_SET TASK:_ Give the number of lines in the data that hold the word "React", and nothing else.
::::::
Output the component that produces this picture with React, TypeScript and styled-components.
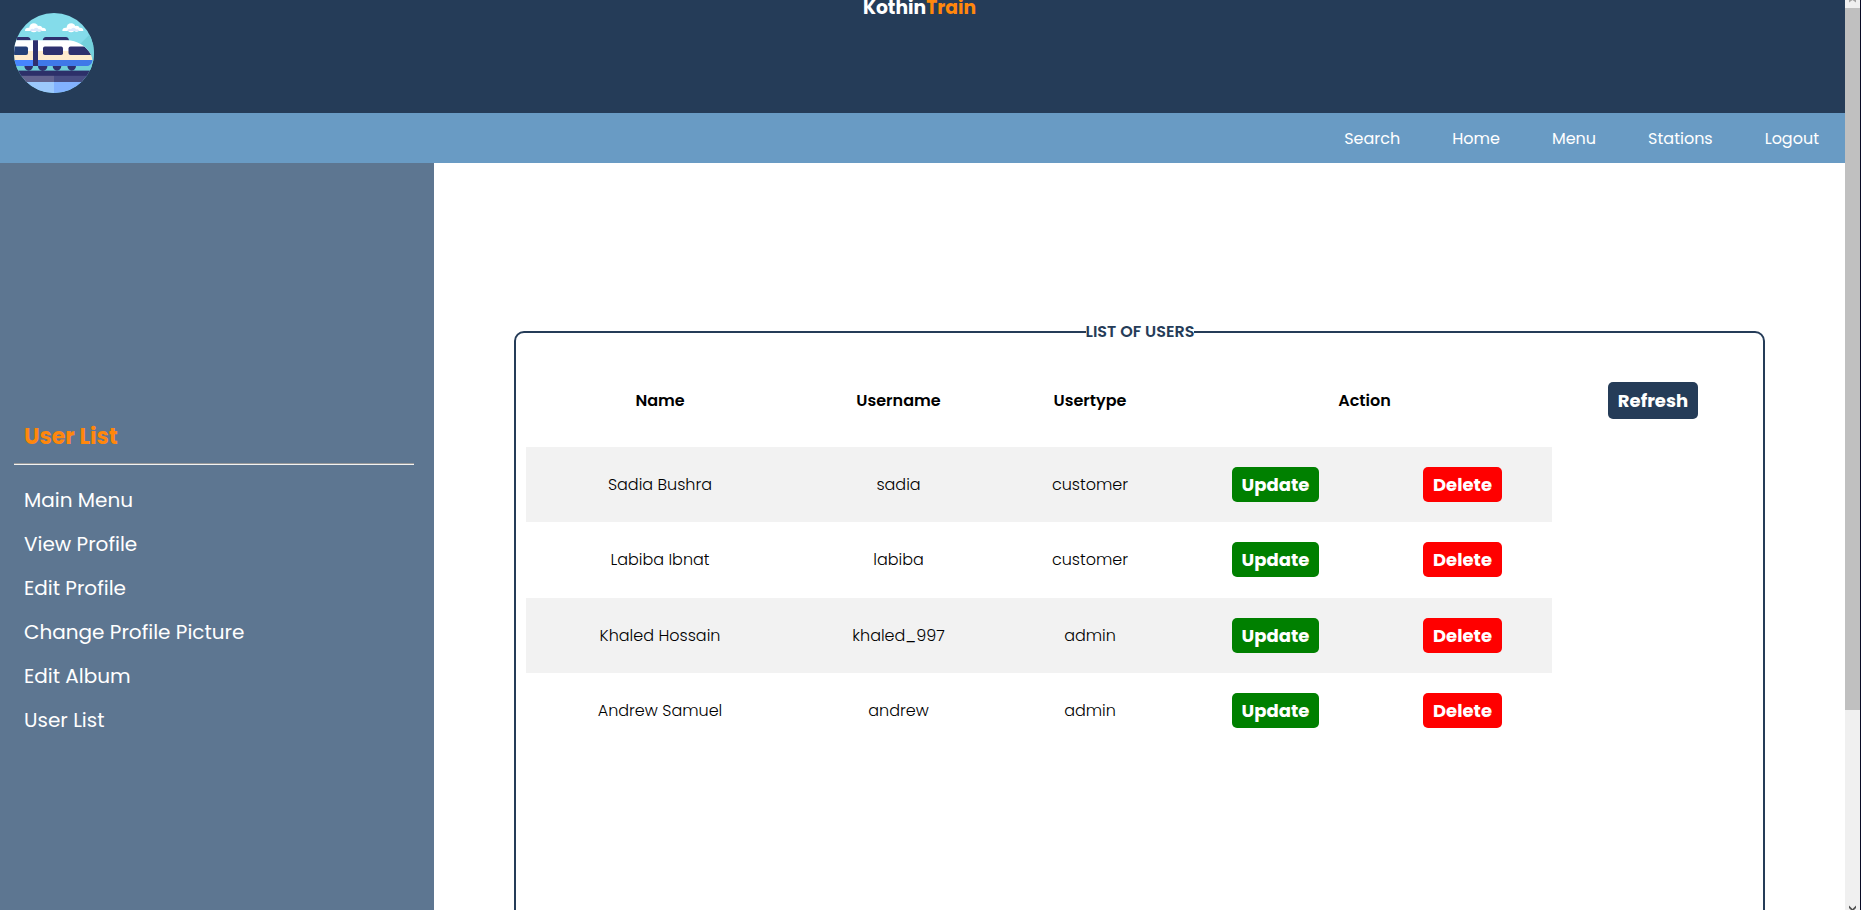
import React from "react";
import styled, { createGlobalStyle } from "styled-components";

const GlobalStyle = createGlobalStyle`
  * { box-sizing: border-box; }
  body {
    margin: 0;
    overflow: hidden;
    background: #fff;
    color: #000;
    font-family: "Poppins", "Inter", sans-serif;
    font-size: 16px;
  }
`;

const Window = styled.div`
  display: flex;
  width: 1861px;
  height: 910px;
  overflow: hidden;
  border-right: 1px solid #080a24;
`;

const Page = styled.div`
  display: flex;
  flex-direction: column;
  width: 1845px;
  flex-shrink: 0;
`;

const Header = styled.header`
  display: grid;
  grid-template-columns: 1fr auto 1fr;
  height: 113px;
  flex-shrink: 0;
  padding: 0 20px 0 14px;
  background: #253c58;
`;

const Logo = styled.svg`
  width: 80px;
  height: 80px;
  margin-top: 13px;
`;

const Brand = styled.h3`
  margin: 0;
  color: #fff;
  font-size: 18.72px;
  font-weight: 700;
  line-height: 15px;
`;

const Accent = styled.span`
  color: #ff870c;
`;

const Nav = styled.nav`
  display: flex;
  justify-content: flex-end;
  height: 50px;
  flex-shrink: 0;
  background: #699bc4;
`;

const NavLink = styled.a`
  padding: 0 26px;
  color: #fff;
  line-height: 51px;
`;

const Main = styled.div`
  display: flex;
  flex: 1;
  min-height: 0;
`;

const Sidebar = styled.aside`
  width: 434px;
  flex-shrink: 0;
  padding: 259px 20px 0 14px;
  background: #5d7691;
`;

const SideTitle = styled.h2`
  margin: 0;
  padding-left: 10px;
  color: #ff870c;
  font-size: 22px;
  font-weight: 700;
  line-height: 30px;
`;

const Divider = styled.hr`
  height: 2px;
  margin: 11px 0 13px;
  border: 0;
  border-top: 1px solid #9a9a9a;
  background: #f2f2f2;
`;

const SideLink = styled.a`
  display: block;
  padding-left: 10px;
  color: #fff;
  font-size: 20px;
  line-height: 44px;
`;

const Content = styled.main`
  flex: 1;
  padding: 157px 80px 0;
`;

const Panel = styled.fieldset`
  min-width: 0;
  height: 900px;
  margin: 0;
  padding: 10px 9px 0 10px;
  border: 2px solid #253c58;
  border-radius: 10px;
`;

const Legend = styled.legend`
  margin: 0 auto;
  padding: 0;
  color: #253c58;
  font-size: 16px;
  font-weight: 600;
  line-height: 24px;
`;

const Table = styled.div`
  display: flex;
  flex-direction: column;
`;

const HeadRow = styled.div`
  display: grid;
  grid-template-columns: 268px 209px 174px 375px 202px;
  height: 93px;
  font-weight: 600;
`;

const Row = styled.div<{ $shaded: boolean }>`
  display: grid;
  grid-template-columns: 268px 209px 174px 197px 177px;
  width: 1026px;
  height: 75.25px;
  font-weight: 300;
  background: ${(p) => (p.$shaded ? "#f2f2f2" : "transparent")};
`;

const Cell = styled.div`
  display: flex;
  align-items: center;
  justify-content: center;
`;

const Button = styled.button<{ $color: string; $width: number; $height?: number }>`
  display: flex;
  align-items: center;
  justify-content: center;
  width: ${(p) => p.$width}px;
  height: ${(p) => p.$height ?? 35}px;
  padding: 0;
  border: 0;
  border-radius: 5px;
  background: ${(p) => p.$color};
  color: #fff;
  font-family: inherit;
  font-size: 18px;
  font-weight: 700;
`;

const ScrollBar = styled.div`
  display: flex;
  flex-direction: column;
  justify-content: space-between;
  width: 15px;
  flex-shrink: 0;
  background: #f0f0f0;
`;

const Thumb = styled.div`
  height: 702px;
  margin-bottom: auto;
  background: #c0c0c0;
`;

const Arrow = styled.svg`
  display: block;
  width: 15px;
  height: 8px;
  flex-shrink: 0;
`;

const navItems = ["Search", "Home", "Menu", "Stations", "Logout"];

const sideItems = [
  "Main Menu",
  "View Profile",
  "Edit Profile",
  "Change Profile Picture",
  "Edit Album",
  "User List",
];

const columns = ["Name", "Username", "Usertype", "Action"];

const users = [
  { name: "Sadia Bushra", username: "sadia", usertype: "customer" },
  { name: "Labiba Ibnat", username: "labiba", usertype: "customer" },
  { name: "Khaled Hossain", username: "khaled_997", usertype: "admin" },
  { name: "Andrew Samuel", username: "andrew", usertype: "admin" },
];

const Cloud = ({ x }: { x: number }) => (
  <g transform={`translate(${x} 10)`}>
    <g fill="#fff">
      <path d="M0 8A3.200 3.200 0 0 1 3.200 4.800H17.800A3.200 3.200 0 0 1 21 8Z" />
      <circle cx="8.8" cy="4.8" r="4.5" />
      <circle cx="14.2" cy="5.8" r="3" />
    </g>
    <path d="M5 8A2.400 2.400 0 0 1 8.600 6.200 2.900 2.900 0 0 1 13.800 6.400 2.300 2.300 0 0 1 17 8Z" fill="#dce9fd" />
  </g>
);

const TrainLogo = () => (
  <Logo viewBox="0 0 80 80">
    <defs>
      <clipPath id="disc">
        <circle cx="40" cy="40" r="40" />
      </clipPath>
      <clipPath id="body">
        <path d="M0 27.300H53C63 27.300 71.500 33 76 40c2 3.500 2.800 7 2 9-1 2.600-3 4-6 4H0Z" />
      </clipPath>
    </defs>
    <g clipPath="url(#disc)">
      <rect width="80" height="80" fill="#84dcea" />
      <path d="M80 17 40 57.600H80Z" fill="#74d1dc" />
      <rect y="53" width="80" height="5" fill="#70cfd8" />
      <Cloud x={11} />
      <Cloud x={48.3} />
      <path
        d="M3 27.500V24H13.500Q16.500 24 16.700 27.500ZM28.700 27.500Q29 24 32 24H51.800Q54.700 24 55 27.500Z"
        fill="#2e306e"
      />
      <g clipPath="url(#body)">
        <rect y="27" width="80" height="12" fill="#fff" />
        <rect y="38" width="80" height="9.5" fill="#ffebcd" />
        <rect y="47" width="80" height="6.5" fill="#4685ff" />
        <rect x="19" y="47" width="61" height="6.5" fill="#3f78e8" />
        <path d="M0 33.600H12Q14 33.600 14 35.600V40Q14 42 12 42H0Z" fill="#244078" />
        <rect x="29" y="33.6" width="20" height="8.4" rx="1.8" fill="#2e306e" />
        <path
          d="M56.500 33.600H70.500Q75 37.500 77.200 42H56.500Q54.500 42 54.500 40V35.600Q54.500 33.600 56.500 33.600Z"
          fill="#2e306e"
        />
        <rect x="19" y="27" width="5" height="27" fill="#2e306e" />
      </g>
      <path
        d="M10.400 53h8.600a4.300 4.700 0 0 1-8.600 0ZM24 53h9.400a4.500 4.700 0 0 1-9.400 0ZM38.700 53h8.600a4.300 4.700 0 0 1-8.600 0ZM53.400 53H62a4.300 4.700 0 0 1-8.600 0Z"
        fill="#2e306e"
      />
      <rect y="57.6" width="80" height="5.4" fill="#2d3069" />
      <rect y="62.8" width="40" height="6.4" fill="#62638e" />
      <rect x="40" y="62.8" width="40" height="6.4" fill="#474d82" />
      <rect y="69" width="40" height="11" fill="#9cc9fc" />
      <rect x="40" y="69" width="40" height="11" fill="#82b2ff" />
    </g>
  </Logo>
);

export default function App() {
  return (
    <Window>
      <GlobalStyle />
      <Page>
        <Header>
          <TrainLogo />
          <Brand>
            Kothin<Accent>Train</Accent>
          </Brand>
        </Header>
        <Nav>
          {navItems.map((label) => (
            <NavLink key={label}>{label}</NavLink>
          ))}
        </Nav>
        <Main>
          <Sidebar>
            <SideTitle>User List</SideTitle>
            <Divider />
            {sideItems.map((label) => (
              <SideLink key={label}>{label}</SideLink>
            ))}
          </Sidebar>
          <Content>
            <Panel>
              <Legend>LIST OF USERS</Legend>
              <Table>
                <HeadRow>
                  {columns.map((label) => (
                    <Cell key={label}>{label}</Cell>
                  ))}
                  <Cell>
                    <Button $color="#253c58" $width={90} $height={37}>
                      Refresh
                    </Button>
                  </Cell>
                </HeadRow>
                {users.map((user, index) => (
                  <Row key={user.username} $shaded={index % 2 === 0}>
                    <Cell>{user.name}</Cell>
                    <Cell>{user.username}</Cell>
                    <Cell>{user.usertype}</Cell>
                    <Cell>
                      <Button $color="#008000" $width={87}>
                        Update
                      </Button>
                    </Cell>
                    <Cell>
                      <Button $color="#ff0000" $width={79}>
                        Delete
                      </Button>
                    </Cell>
                  </Row>
                ))}
              </Table>
            </Panel>
          </Content>
        </Main>
      </Page>
      <ScrollBar>
        <Arrow viewBox="0 0 15 8">
          <path d="M4 2.500V0H11V2.500L7.500 0Z" fill="#a3a3a3" />
        </Arrow>
        <Thumb />
        <Arrow viewBox="0 0 15 8">
          <path d="M4 3.500 7.500 7 11 3.500V6L8.500 8.500H6.500L4 6Z" fill="#505050" />
        </Arrow>
      </ScrollBar>
    </Window>
  );
}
::::::
_RESPONSE TO THE TASK:_ 2